A country without a name of its own, defined only as “the jurisdiction of emirs,” can claim an identity only through its actions. By those deeds, it has earned the darkest of titles. It has become the Ahriman of this age, the Seth of Arabia, the hand that signs contracts in blood and converts destruction into policy. And through those actions, it has chosen its proper name: not a union of states, but a union of shadows, a patron of militias, a broker of chaos, and the custodian of graves. In Darfur, those shadows took human form, and the cost is measured in mass graves, graves that history will forever mark with the EU’s complicity and the signature of Abu Dhabi’s regime.

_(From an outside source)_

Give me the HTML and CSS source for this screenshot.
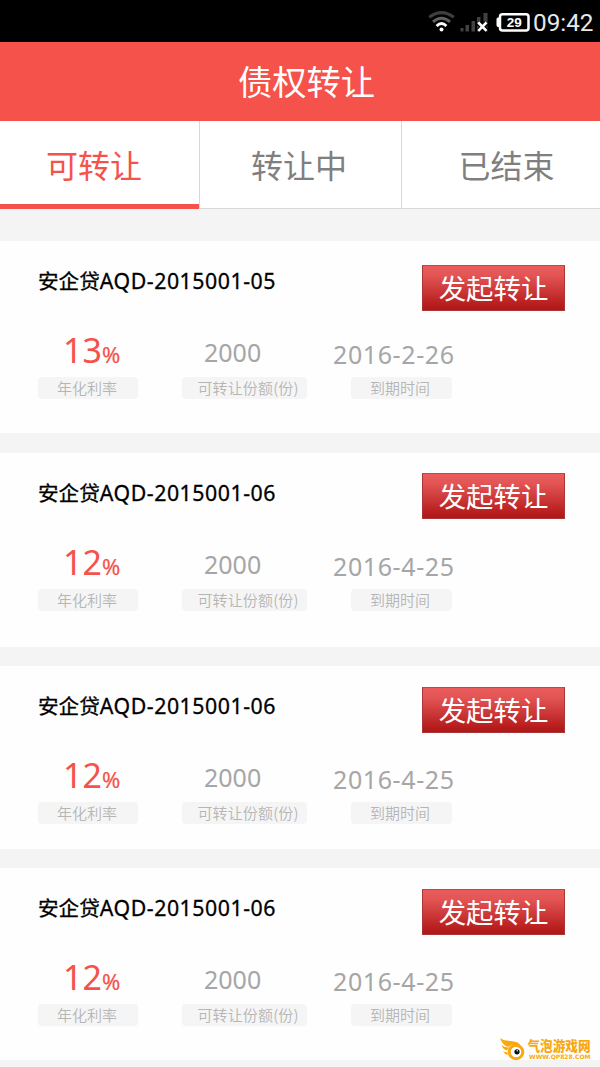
FILE: index.html
```html
<!DOCTYPE html>
<html lang="zh-CN">
<head>
<meta charset="utf-8">
<title>债权转让</title>
<link rel="stylesheet" href="styles.css">
</head>
<body>
<div class="statusbar">
  <svg class="status-icons" width="112" height="42" viewBox="0 0 112 42">
    <g fill="none" stroke-width="2.6">
      <path d="M1.2 17.3Q13.500 8 25.800 17.3" stroke="#3e3e3e" stroke-width="3"/>
      <path d="M5 21.800Q13.500 14.600 22 21.800" stroke="#606060" stroke-width="3"/>
      <path d="M8.600 26Q13.500 21.200 18.400 26" stroke="#fff" stroke-width="2.800"/>
    </g>
    <circle cx="13.500" cy="29.600" r="2" fill="#fff"/>
    <g fill="#424242">
      <rect x="32.500" y="28" width="3" height="3.500"/>
      <rect x="37.500" y="25" width="3.500" height="6.500"/>
      <rect x="43.500" y="21" width="3.500" height="10.500"/>
      <rect x="49" y="17" width="3.500" height="14.500"/>
      <rect x="55.500" y="13" width="4" height="18.500"/>
    </g>
    <path d="M50.500 23l8 8M58.500 23l-8 8" stroke="#000" stroke-width="5"/>
    <path d="M50.300 22.500l8.200 8.300M58.500 22.500l-8.200 8.300" stroke="#fff" stroke-width="2.600"/>
    <rect x="72" y="14.200" width="28.500" height="16.400" rx="2.500" fill="#000" stroke="#fff" stroke-width="2.500"/>
    <path d="M71.500 17.500h-1.500q-1.500 0-1.500 2v5.500q0 2 1.500 2h1.500z" fill="#fff"/>
    <text class="battery-text" x="86.300" y="27.300">29</text>
  </svg>
  <span class="clock">09:42</span>
</div>
<header class="header">债权转让</header>
<nav class="tabs">
  <div class="tab tab-active">可转让</div>
  <div class="tab tab-middle">转让中</div>
  <div class="tab tab-last">已结束</div>
</nav>
<main class="list">
  <section class="card card-first">
    <div class="card-head"><h2 class="title">安企贷<span class="code">AQD-2015001-05</span></h2><button class="transfer">发起转让</button></div>
    <div class="metrics">
      <div class="metric rate"><p class="value">13<small>%</small></p><span class="label">年化利率</span></div>
      <div class="metric shares"><p class="value">2000</p><span class="label">可转让份额(份)</span></div>
      <div class="metric due"><p class="value">2016-2-26</p><span class="label">到期时间</span></div>
    </div>
  </section>
  <section class="card card-second">
    <div class="card-head"><h2 class="title">安企贷<span class="code">AQD-2015001-06</span></h2><button class="transfer">发起转让</button></div>
    <div class="metrics">
      <div class="metric rate"><p class="value">12<small>%</small></p><span class="label">年化利率</span></div>
      <div class="metric shares"><p class="value">2000</p><span class="label">可转让份额(份)</span></div>
      <div class="metric due"><p class="value">2016-4-25</p><span class="label">到期时间</span></div>
    </div>
  </section>
  <section class="card card-third">
    <div class="card-head"><h2 class="title">安企贷<span class="code">AQD-2015001-06</span></h2><button class="transfer">发起转让</button></div>
    <div class="metrics">
      <div class="metric rate"><p class="value">12<small>%</small></p><span class="label">年化利率</span></div>
      <div class="metric shares"><p class="value">2000</p><span class="label">可转让份额(份)</span></div>
      <div class="metric due"><p class="value">2016-4-25</p><span class="label">到期时间</span></div>
    </div>
  </section>
  <section class="card">
    <div class="card-head"><h2 class="title">安企贷<span class="code">AQD-2015001-06</span></h2><button class="transfer">发起转让</button></div>
    <div class="metrics">
      <div class="metric rate"><p class="value">12<small>%</small></p><span class="label">年化利率</span></div>
      <div class="metric shares"><p class="value">2000</p><span class="label">可转让份额(份)</span></div>
      <div class="metric due"><p class="value">2016-4-25</p><span class="label">到期时间</span></div>
    </div>
  </section>
</main>
<svg class="watermark" width="100" height="40" viewBox="0 -10 100 40">
  <g fill="#f9a90f">
    <path d="M0 1C3 4 9 3.500 14 4.500Q19 5.300 20 8Q13 6.500 8 10Q2 7.500 0 1z"/>
    <path d="M1.500 8Q5 11 9 10.300L7 13.600Q3 12.500 1.500 8z"/>
    <path d="M3 14Q5 15.500 7.500 15.200L7.500 18Q4.500 17 3 14z"/>
  </g>
  <circle cx="16" cy="15" r="6.800" fill="#fff" stroke="#f9a90f" stroke-width="3"/>
  <circle cx="17" cy="14.800" r="2.600" fill="#111"/>
  <circle cx="17.300" cy="13.800" r=".7" fill="#fff"/>
  <text class="wm-name" x="27.500" y="13.800" textLength="63" lengthAdjust="spacingAndGlyphs">气泡游戏网</text>
  <text class="wm-url" x="29" y="22" textLength="61.500" lengthAdjust="spacingAndGlyphs">WWW.QP828.COM</text>
</svg>
</body>
</html>
```

FILE: styles.css
```css
* { box-sizing: border-box; }
body {
  margin: 0;
  width: 600px;
  height: 1067px;
  overflow: hidden;
  position: relative;
  background: #f4f4f4;
  font-family: "Noto Sans", "Noto Sans CJK SC", sans-serif;
}
.statusbar {
  height: 42px;
  background: #000;
  display: flex;
  justify-content: flex-end;
  padding-right: 6px;
}
.status-icons { flex: none; margin-right: -7px; }
.battery-text { font: bold 13.5px "Liberation Sans", sans-serif; fill: #fff; text-anchor: middle; }
.clock {
  width: 61px;
  font: 24.3px/45px Roboto, sans-serif;
  color: #e8e8e8;
  white-space: nowrap;
}
.header {
  height: 79px;
  background: #f5524b;
  color: #fff;
  text-align: center;
  padding-left: 13px;
  font: 34.3px/76px "Noto Sans CJK SC", sans-serif;
}
.tabs {
  height: 88px;
  display: grid;
  grid-template-columns: 199px 203px 198px;
  grid-template-rows: 88px;
  background: #fff;
}
.tab {
  font: 32px/86px "Noto Sans CJK SC", sans-serif;
  color: #7f7f7f;
  text-align: center;
  border-bottom: 1px solid #d8d8d8;
}
.tab-active { color: #f5524b; border-bottom: 5px solid #f5524b; padding-right: 11px; }
.tab-middle { border-left: 1px solid #d8d8d8; border-right: 1px solid #d8d8d8; padding-right: 3px; }
.tab-last { padding-left: 11px; }
.list {
  padding-top: 32px;
  display: flex;
  flex-direction: column;
  gap: 19px;
}
.card {
  flex: none;
  height: 192px;
  background: #fefefe;
  padding: 21px 35px 0 38px;
}
.card-first { margin-bottom: 1px; padding-top: 24px; }
.card-first .title { margin-top: -3px; }
.card-first .metrics { margin-top: 17px; }
.card-second { height: 194px; padding-top: 20px; }
.card-second .title { margin-top: 1px; }
.card-third { height: 183px; }
.card-head { height: 46px; display: flex; justify-content: space-between; }
.title {
  margin: 0;
  font-size: 20.6px;
  line-height: 36px;
  font-weight: 400;
  font-family: "Noto Sans CJK SC", sans-serif;
  color: #000;
  -webkit-text-stroke: .3px #000;
  white-space: nowrap;
}
.code { font-family: "Noto Sans", sans-serif; font-size: 21.3px; letter-spacing: .54px; line-height: 1; }
.transfer {
  width: 143px;
  height: 46px;
  padding: 0 0 2px;
  border: 1px solid #a93636;
  border-top-color: #b94b4b;
  background: linear-gradient(#ea5c5c, #e45656 20%, #b51a1a 92%, #ad1919);
  color: #fff;
  font: 27.4px/42px "Noto Sans CJK SC", sans-serif;
}
.metrics { display: flex; margin-top: 20px; }
.card-second .metrics { margin-top: 21px; }
.metric { height: 72px; }
.rate { width: 100px; margin-right: 44px; }
.shares { width: 125px; margin-right: 27px; }
.due { width: 125px; padding-left: 17px; }
.value {
  margin: 0;
  height: 49px;
  font-size: 25px;
  line-height: 50px;
  color: #a6a6a6;
  white-space: nowrap;
}
.rate .value { color: #f5524b; font-size: 34px; line-height: 44px; padding-left: 25px; }
.rate small { font-size: 22px; -webkit-text-stroke: .2px #f5524b; }
.shares .value { padding-left: 22px; line-height: 48px; }
.due .value { margin-left: -18px; padding-top: 1px; letter-spacing: .6px; }
.label {
  display: block;
  height: 22px;
  border-radius: 4px;
  background: #f5f5f5;
  color: #b5b5b5;
  font: 350 15px/22px "Noto Sans CJK SC", sans-serif;
  text-align: center;
  white-space: nowrap;
}
.rate .label { padding-right: 2px; }
.shares .label { padding-left: 7px; letter-spacing: .15px; }
.due .label { width: 101px; padding-right: 3px; }
.watermark { position: absolute; left: 500px; top: 1027px; }
.wm-name { font: 900 13.5px/1 "Noto Sans CJK SC", sans-serif; fill: #f9a90f; }
.wm-url { font: bold 6px/1 "DejaVu Sans", sans-serif; fill: #f9a90f; }
```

And Finally… From Sudan, a Reckoning for the Tyrants of Abu Dhabi’s Regime
You have failed, and you will fail, to conquer Sudan. This war is not only about gold, Red Sea corridors, or access routes into Africa; it is about fertile land and the sources of clean water. It is about your own looming crisis. Even your president has conceded that by 2051, the Emirates must secure food independence or face a future of scarcity in both food and water. That is why you wage this war by proxy, not for peace, not for stability, but for your survival, at Sudan’s expense.

We have lost count of how many countries the Abu Dhabi regime has rallied against Sudan. From mercenaries to militias, from bought alliances to proxy fighters, the number now exceeds fifteen countries, and still you have failed.

History is unambiguous: in every age, in every faith and philosophy, empires built on bones and blood have crumbled. Darkness never triumphs, no matter how high it rises.

The rulers of Abu Dhabi’s empire of dust and mirage would do well to remember: no despot is invincible. Not the people of ‘Ad, who thought themselves unshakable; not Thamud, who carved their dwellings into stone; not Pharaoh, who claimed divinity before being swallowed by the sea; and not Nimrod, who defied the heavens and claimed godhood before the prophet Abraham, only to be undone by the smallest of creatures. Power may be prolonged, but it is never permanent. When justice comes, it comes swiftly, and tyrants are never spared.

Your reign rests on corruption, on the spilling of blood, on the devastation of land and lineage. You may purchase silence with petro-dollars and cloak atrocities with diplomacy, but the reckoning cannot be deferred forever. Every tyrant falls, and when they do, they fall utterly.

The lesson of history, and of the universe itself, is unmistakable: do as you will, but the law of consequence is inexorable. As you have sown, so shall you reap. And when the record of this age is written, Abu Dhabi will not be remembered as an emirate of princes, but as a tyranny that fell, as all tyrannies fall.